[start]

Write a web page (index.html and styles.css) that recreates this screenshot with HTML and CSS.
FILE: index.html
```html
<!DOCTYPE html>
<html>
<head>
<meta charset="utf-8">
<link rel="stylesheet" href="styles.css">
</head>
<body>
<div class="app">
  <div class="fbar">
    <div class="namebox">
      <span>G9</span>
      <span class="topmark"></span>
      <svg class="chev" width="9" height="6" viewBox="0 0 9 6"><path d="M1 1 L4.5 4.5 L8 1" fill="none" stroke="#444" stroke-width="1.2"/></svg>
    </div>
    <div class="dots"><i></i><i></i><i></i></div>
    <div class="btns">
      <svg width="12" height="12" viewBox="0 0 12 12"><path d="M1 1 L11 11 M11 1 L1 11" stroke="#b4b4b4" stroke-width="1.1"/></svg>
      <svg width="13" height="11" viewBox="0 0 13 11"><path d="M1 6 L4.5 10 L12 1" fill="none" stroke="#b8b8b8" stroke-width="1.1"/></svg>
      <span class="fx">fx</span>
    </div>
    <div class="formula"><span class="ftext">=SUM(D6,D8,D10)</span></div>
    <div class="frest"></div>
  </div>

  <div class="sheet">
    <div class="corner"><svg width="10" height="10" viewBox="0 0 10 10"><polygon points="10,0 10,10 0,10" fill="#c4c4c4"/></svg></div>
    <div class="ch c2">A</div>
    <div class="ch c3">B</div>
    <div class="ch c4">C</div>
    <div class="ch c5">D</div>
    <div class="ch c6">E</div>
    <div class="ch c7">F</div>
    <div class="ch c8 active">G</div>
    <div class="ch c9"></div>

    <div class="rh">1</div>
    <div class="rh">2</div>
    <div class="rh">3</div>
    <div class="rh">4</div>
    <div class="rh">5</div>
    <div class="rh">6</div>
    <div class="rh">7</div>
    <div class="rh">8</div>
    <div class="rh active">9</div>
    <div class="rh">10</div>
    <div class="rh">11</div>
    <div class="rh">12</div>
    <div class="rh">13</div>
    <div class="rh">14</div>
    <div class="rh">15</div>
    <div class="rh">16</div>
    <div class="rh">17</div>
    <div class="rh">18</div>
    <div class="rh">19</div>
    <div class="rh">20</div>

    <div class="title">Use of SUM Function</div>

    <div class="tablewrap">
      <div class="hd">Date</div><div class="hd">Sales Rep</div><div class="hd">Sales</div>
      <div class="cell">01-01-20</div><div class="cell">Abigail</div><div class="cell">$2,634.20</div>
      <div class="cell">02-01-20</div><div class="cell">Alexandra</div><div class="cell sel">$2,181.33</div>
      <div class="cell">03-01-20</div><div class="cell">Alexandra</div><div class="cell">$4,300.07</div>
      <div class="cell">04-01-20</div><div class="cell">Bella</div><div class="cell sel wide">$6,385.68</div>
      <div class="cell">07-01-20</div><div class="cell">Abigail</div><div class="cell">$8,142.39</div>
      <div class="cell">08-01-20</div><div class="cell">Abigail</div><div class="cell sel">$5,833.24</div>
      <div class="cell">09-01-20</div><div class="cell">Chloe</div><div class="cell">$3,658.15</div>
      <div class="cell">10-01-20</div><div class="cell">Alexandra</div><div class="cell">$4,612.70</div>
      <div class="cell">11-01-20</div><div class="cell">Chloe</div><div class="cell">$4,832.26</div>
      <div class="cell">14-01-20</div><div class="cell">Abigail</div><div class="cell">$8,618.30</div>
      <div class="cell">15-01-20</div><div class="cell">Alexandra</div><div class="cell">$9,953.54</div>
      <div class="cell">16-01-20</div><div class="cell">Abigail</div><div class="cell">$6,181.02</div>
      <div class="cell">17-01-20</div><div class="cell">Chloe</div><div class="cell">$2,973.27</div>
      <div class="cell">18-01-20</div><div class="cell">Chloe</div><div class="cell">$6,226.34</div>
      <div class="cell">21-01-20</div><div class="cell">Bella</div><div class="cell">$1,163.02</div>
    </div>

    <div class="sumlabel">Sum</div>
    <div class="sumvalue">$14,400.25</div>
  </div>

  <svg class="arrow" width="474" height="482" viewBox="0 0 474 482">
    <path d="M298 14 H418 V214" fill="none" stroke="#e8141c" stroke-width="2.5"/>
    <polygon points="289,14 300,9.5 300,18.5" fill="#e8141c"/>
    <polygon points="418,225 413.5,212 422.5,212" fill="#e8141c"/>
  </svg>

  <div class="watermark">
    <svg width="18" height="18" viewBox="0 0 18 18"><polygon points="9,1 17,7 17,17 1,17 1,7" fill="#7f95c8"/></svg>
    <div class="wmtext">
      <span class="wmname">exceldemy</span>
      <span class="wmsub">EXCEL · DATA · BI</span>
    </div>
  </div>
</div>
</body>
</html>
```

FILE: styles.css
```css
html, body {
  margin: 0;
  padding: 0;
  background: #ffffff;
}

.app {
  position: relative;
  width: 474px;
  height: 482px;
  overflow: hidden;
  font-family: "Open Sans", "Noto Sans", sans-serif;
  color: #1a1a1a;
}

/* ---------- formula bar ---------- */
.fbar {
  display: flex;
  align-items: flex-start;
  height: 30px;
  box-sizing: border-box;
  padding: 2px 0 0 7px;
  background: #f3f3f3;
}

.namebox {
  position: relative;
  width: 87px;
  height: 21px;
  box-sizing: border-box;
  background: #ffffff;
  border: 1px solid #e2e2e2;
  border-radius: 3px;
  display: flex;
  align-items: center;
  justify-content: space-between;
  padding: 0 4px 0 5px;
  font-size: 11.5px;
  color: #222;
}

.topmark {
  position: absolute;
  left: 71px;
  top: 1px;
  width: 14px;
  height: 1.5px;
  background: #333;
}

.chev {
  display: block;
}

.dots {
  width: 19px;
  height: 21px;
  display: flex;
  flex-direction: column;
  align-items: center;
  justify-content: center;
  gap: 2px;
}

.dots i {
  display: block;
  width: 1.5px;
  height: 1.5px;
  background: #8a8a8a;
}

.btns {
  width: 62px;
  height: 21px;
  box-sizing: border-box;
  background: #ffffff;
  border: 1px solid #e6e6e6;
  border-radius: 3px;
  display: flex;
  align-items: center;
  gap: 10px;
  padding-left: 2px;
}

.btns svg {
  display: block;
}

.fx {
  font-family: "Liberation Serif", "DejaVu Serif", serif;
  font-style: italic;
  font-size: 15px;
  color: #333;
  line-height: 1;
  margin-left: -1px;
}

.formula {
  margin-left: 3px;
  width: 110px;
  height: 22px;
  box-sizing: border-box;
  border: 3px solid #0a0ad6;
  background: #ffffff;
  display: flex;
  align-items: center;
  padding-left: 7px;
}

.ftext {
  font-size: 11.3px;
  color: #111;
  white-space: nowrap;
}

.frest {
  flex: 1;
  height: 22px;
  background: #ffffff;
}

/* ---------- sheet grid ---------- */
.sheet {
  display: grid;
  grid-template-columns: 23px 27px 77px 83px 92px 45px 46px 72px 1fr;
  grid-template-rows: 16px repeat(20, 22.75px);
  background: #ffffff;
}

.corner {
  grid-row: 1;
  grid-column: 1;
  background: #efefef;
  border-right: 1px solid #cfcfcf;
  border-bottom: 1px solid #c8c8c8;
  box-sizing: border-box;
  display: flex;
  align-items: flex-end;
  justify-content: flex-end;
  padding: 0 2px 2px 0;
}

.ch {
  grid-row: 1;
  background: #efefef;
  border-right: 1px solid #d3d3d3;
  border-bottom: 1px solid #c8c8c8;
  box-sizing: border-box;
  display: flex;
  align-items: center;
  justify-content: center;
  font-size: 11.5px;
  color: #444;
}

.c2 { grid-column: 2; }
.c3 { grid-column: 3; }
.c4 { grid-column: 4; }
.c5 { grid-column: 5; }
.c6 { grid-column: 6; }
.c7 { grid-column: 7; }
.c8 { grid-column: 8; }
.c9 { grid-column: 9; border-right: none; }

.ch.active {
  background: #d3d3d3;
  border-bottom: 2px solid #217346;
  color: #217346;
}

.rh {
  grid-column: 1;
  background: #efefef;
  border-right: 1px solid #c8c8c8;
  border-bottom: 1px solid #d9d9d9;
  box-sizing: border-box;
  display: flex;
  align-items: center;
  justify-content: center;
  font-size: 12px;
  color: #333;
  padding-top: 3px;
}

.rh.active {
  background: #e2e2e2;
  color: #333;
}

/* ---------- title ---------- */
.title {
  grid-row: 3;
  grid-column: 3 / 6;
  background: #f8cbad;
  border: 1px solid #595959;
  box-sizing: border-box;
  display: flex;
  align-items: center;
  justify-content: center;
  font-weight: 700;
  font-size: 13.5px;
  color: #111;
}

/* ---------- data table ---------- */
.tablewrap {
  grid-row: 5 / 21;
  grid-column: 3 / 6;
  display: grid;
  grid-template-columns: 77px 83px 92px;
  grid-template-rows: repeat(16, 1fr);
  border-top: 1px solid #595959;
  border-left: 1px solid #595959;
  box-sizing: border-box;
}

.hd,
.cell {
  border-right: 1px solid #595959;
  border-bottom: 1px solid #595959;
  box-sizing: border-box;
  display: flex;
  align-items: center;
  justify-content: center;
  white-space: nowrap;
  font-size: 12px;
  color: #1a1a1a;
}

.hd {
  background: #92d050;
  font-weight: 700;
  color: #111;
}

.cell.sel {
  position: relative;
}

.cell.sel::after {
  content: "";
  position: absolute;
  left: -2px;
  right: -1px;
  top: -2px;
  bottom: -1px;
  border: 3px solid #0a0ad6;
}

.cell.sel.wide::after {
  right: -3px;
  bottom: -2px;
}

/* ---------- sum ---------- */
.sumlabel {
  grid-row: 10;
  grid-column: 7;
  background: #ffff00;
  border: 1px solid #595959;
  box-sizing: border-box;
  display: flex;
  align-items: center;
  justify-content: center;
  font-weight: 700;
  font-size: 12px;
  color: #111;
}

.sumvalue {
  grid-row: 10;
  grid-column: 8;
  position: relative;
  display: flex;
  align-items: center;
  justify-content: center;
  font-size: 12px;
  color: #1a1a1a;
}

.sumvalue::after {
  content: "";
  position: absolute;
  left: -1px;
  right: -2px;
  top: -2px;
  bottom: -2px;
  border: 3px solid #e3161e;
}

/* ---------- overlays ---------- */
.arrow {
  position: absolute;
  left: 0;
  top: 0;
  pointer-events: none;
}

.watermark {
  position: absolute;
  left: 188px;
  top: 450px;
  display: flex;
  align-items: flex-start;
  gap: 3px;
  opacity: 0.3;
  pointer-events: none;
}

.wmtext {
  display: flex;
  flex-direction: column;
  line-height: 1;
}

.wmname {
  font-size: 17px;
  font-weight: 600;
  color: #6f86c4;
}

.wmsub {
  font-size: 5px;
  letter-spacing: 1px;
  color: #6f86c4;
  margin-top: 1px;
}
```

[end]

**Job:** Scan the data above and copy every line with "index" in it.

**Result for this exercise:**
Write a web page (index.html and styles.css) that recreates this screenshot with HTML and CSS.
FILE: index.html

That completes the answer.